Ah, tem um outro jeito também:
entuchar mais alunos. Apesar de isso ter dado muito errado no passado, hoje se
defende que mais estudantes por turma não diminui as notas nas avaliações
externas – preocupação única dos tecnocratas. Pergunte aos professores os
efeitos de longo prazo de dar aula para 35, 40, 45 alunos. Vai ser mais fácil
encontrar boa parte deles em consultórios psiquiátricos ou em casa, de
licença-saúde por burnout – ou, em português claro, após fritar.
Mas o que realmente gostei na
solenidade de lançamento foram as interessantíssimas propostas da MP para
algumas questões essenciais:
– Recuperação do status da
carreira docente e melhoria da atratividade via elevação salarial: cri cri cri
cri… [som de grilos no escuro].
– Capacitação de professores com base nas necessidades reais de sala de aula: fiiiiuuuuuuu [som de bolas de feno rolando em ruas vazias, como nos filmes sobre o Velho Oeste].
– Definição de modelo de ensino que se pretende: ERRO 404 – Página não encontrada.
– Finalidade da educação no Ensino Médio: tu tu tu tu [linha ocupada, desculpe tente mais tarde].
– Concepção do aluno que se quer formar: O que o lápis escreveu a borracha apagou.
– E do país que se pretende com os futuros cidadãos: ……… [desculpe, o som não se propaga no vácuo].
Se numa democracia o jogo é
jogado, num regime de exceção quem manda muda as regras até ganhar a partida.
Vale lembrar que a Medida Provisória é um ato do presidente da República, que
passa a valer imediatamente como lei.
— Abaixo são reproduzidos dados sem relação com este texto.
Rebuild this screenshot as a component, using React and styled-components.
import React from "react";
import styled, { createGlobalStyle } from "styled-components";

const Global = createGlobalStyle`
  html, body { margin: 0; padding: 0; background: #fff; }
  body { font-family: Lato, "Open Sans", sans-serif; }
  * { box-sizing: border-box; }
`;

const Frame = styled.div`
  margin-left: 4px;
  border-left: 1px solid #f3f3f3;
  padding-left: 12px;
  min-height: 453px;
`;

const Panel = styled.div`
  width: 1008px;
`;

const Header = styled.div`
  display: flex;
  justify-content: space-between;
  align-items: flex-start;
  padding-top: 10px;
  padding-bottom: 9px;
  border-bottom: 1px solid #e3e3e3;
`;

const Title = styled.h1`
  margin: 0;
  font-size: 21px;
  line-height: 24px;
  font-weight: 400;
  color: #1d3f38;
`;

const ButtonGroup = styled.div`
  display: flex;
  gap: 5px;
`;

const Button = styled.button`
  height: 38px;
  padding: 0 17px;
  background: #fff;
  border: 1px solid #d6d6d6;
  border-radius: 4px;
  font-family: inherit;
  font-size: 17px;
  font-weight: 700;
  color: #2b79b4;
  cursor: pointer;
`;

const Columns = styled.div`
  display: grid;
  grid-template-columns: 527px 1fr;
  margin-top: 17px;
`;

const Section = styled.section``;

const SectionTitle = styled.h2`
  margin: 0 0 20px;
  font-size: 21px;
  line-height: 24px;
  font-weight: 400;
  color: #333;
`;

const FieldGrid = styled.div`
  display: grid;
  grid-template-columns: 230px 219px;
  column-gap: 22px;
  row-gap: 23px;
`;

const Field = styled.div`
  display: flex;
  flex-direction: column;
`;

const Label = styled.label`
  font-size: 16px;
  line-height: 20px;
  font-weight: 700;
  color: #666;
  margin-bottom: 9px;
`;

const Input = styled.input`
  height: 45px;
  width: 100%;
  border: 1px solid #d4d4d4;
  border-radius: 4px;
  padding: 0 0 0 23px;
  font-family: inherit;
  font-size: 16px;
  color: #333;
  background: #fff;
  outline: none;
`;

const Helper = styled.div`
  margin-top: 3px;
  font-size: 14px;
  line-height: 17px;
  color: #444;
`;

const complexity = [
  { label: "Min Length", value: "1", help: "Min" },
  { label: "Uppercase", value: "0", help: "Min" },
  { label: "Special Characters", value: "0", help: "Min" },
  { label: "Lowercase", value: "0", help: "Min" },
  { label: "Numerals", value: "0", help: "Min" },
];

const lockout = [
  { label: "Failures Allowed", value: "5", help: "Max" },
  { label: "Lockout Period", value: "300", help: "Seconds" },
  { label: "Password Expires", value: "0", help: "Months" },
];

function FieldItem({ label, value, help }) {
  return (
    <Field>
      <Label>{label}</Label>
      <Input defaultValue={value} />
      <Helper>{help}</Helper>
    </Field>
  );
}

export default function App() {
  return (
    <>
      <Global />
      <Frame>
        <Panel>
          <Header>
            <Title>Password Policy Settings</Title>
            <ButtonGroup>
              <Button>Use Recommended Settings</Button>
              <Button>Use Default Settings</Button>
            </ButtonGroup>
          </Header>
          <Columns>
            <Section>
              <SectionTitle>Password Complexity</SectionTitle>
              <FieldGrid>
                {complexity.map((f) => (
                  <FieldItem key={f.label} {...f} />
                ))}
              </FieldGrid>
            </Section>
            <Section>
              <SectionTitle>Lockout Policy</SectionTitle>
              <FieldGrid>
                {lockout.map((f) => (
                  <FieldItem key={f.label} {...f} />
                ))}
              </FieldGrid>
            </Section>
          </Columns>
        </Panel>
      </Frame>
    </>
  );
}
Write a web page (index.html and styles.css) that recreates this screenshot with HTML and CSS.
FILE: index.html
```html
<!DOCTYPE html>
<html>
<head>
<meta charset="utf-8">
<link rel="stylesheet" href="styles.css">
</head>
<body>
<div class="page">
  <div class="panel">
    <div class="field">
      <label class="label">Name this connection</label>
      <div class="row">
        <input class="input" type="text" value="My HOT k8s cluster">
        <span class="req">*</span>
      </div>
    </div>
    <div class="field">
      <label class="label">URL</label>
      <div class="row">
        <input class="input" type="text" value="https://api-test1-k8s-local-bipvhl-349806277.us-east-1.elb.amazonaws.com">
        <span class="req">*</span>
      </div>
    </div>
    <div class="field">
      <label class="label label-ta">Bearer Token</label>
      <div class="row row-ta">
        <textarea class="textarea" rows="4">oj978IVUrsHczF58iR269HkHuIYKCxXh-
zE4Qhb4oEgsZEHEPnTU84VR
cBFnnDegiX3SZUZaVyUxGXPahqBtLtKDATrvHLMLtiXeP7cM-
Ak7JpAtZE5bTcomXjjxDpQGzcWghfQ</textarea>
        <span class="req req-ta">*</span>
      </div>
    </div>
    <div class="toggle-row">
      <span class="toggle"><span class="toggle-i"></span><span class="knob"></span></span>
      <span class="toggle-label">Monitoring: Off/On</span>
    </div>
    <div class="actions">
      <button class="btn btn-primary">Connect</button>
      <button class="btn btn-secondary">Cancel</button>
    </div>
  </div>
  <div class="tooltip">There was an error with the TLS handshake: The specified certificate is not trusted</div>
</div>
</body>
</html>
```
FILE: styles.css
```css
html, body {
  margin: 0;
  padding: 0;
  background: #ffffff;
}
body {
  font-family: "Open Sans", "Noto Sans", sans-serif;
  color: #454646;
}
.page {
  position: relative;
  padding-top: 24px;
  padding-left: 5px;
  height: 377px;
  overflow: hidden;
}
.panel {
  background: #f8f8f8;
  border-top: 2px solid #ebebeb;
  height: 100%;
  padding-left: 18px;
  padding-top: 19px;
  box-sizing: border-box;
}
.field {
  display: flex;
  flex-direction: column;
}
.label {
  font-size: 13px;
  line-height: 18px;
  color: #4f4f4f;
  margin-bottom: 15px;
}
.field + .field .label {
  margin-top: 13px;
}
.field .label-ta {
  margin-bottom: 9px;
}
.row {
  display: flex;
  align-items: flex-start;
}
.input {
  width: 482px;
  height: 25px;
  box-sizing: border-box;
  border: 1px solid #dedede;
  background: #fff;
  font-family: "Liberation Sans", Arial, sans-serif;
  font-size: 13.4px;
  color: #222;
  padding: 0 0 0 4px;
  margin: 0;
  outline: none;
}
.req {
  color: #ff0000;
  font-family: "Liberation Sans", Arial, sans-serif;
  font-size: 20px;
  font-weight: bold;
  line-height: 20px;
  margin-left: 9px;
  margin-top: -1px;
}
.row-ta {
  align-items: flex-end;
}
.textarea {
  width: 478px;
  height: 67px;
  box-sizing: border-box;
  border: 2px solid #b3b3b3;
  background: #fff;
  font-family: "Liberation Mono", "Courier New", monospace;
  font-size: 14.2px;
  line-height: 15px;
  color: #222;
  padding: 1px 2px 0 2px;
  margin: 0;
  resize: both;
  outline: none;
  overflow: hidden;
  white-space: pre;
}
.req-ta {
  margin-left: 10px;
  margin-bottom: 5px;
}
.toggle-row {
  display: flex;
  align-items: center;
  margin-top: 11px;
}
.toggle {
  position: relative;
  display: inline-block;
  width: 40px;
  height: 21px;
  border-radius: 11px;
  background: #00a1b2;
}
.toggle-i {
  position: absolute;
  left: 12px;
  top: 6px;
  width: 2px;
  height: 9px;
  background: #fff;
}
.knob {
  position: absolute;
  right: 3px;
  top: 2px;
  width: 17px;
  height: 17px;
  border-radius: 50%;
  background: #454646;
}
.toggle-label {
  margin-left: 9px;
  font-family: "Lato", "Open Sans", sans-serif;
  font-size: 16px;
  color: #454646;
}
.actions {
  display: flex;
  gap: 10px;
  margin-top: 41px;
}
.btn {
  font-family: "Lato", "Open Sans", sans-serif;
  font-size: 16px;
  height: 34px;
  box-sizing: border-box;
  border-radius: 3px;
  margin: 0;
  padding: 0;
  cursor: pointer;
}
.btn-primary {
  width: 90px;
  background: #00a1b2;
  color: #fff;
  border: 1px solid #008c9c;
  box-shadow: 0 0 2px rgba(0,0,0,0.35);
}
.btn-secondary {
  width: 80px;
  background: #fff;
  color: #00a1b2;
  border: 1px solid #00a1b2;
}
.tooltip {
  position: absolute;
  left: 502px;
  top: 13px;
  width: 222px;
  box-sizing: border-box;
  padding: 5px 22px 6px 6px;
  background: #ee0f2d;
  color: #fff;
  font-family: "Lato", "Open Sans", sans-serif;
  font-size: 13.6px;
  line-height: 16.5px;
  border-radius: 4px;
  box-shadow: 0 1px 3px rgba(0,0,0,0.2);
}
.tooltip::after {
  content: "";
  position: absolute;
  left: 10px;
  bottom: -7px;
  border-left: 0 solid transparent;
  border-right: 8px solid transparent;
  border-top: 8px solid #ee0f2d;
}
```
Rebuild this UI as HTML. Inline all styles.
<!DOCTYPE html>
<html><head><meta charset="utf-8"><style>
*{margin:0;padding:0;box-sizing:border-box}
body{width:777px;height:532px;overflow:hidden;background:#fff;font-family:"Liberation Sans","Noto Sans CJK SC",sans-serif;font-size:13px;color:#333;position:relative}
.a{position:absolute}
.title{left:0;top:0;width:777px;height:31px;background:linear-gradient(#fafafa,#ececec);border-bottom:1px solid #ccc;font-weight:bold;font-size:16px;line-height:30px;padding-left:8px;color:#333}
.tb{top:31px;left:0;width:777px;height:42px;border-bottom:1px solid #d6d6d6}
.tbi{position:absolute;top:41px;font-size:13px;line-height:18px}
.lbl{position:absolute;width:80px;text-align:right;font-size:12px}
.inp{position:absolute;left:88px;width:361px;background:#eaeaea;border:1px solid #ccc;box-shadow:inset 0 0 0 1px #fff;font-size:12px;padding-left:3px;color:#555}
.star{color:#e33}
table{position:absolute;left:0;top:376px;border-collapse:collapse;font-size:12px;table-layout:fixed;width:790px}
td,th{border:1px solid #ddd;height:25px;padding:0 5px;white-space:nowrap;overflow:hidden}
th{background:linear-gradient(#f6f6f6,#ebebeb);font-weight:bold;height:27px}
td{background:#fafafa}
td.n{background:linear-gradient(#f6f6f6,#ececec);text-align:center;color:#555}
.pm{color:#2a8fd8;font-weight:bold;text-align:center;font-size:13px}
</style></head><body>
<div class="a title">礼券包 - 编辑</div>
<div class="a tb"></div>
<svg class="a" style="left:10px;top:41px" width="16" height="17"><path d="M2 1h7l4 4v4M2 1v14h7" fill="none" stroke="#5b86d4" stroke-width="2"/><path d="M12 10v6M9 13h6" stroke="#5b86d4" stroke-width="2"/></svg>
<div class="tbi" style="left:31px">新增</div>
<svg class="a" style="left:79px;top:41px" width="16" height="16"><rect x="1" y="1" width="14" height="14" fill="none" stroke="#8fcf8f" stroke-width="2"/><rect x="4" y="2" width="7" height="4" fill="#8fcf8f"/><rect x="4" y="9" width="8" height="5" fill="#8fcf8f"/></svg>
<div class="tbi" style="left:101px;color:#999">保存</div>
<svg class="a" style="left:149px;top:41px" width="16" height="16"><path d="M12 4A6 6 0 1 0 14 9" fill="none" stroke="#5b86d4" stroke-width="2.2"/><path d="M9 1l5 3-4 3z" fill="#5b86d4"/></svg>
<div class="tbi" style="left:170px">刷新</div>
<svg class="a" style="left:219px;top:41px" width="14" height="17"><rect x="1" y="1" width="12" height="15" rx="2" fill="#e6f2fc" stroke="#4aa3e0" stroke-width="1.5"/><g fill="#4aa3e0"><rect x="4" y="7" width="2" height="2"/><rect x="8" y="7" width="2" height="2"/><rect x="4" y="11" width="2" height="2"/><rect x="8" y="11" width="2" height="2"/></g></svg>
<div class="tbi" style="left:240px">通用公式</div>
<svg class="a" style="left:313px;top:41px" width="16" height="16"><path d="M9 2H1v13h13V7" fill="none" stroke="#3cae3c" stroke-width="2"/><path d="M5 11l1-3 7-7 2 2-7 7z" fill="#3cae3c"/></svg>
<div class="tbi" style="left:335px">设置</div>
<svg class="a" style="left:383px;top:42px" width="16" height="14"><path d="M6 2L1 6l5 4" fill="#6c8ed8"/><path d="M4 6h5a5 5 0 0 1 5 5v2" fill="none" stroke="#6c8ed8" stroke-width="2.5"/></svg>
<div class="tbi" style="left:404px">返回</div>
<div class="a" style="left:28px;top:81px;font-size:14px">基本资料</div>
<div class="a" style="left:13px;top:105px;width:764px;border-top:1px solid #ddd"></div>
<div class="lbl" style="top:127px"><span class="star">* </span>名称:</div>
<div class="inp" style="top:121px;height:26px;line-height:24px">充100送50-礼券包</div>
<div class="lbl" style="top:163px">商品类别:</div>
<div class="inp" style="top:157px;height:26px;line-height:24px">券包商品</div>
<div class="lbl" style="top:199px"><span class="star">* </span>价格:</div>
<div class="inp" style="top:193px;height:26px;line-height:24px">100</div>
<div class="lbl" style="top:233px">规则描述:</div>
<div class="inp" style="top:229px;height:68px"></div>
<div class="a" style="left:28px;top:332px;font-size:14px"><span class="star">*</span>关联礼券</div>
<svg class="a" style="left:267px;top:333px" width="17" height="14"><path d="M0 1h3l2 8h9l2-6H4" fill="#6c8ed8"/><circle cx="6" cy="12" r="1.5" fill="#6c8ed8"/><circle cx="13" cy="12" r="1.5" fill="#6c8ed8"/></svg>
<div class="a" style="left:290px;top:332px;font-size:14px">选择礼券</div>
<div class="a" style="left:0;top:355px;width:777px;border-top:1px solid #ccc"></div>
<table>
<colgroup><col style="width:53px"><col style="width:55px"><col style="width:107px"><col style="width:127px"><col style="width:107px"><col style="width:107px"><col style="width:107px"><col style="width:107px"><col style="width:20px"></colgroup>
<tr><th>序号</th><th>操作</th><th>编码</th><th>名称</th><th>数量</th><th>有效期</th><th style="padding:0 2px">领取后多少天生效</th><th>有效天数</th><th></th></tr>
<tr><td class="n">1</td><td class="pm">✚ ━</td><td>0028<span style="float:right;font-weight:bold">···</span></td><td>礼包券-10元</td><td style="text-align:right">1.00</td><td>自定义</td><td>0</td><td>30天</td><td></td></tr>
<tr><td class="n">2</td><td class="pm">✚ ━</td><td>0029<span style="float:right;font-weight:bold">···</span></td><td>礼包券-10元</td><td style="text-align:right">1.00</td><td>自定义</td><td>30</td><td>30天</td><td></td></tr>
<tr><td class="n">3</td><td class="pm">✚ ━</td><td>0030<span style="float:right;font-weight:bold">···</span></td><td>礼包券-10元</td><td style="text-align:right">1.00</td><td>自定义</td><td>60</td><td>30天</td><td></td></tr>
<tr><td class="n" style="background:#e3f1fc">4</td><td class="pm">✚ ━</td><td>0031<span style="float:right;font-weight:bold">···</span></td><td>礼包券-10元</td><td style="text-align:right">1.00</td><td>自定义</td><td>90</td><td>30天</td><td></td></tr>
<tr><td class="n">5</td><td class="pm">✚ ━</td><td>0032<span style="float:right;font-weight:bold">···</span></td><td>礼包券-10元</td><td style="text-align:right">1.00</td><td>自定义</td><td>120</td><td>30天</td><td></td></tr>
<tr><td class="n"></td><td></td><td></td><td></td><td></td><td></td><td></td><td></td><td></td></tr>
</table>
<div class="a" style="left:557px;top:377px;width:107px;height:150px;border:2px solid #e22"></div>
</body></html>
O Congresso Nacional só é chamado a
aprová-la ou reprová-la depois. A justificativa é a urgência e a relevância do
tema.
Ninguém nega a relevância do
tema. Mas a urgência parece mais uma saída impositiva, que teme o diálogo, do
que democrática, que é nele baseado.
A verdade é que, a cada dia, o
Brasil se transforma mais e mais num país de pequenos e grandes donos da bola.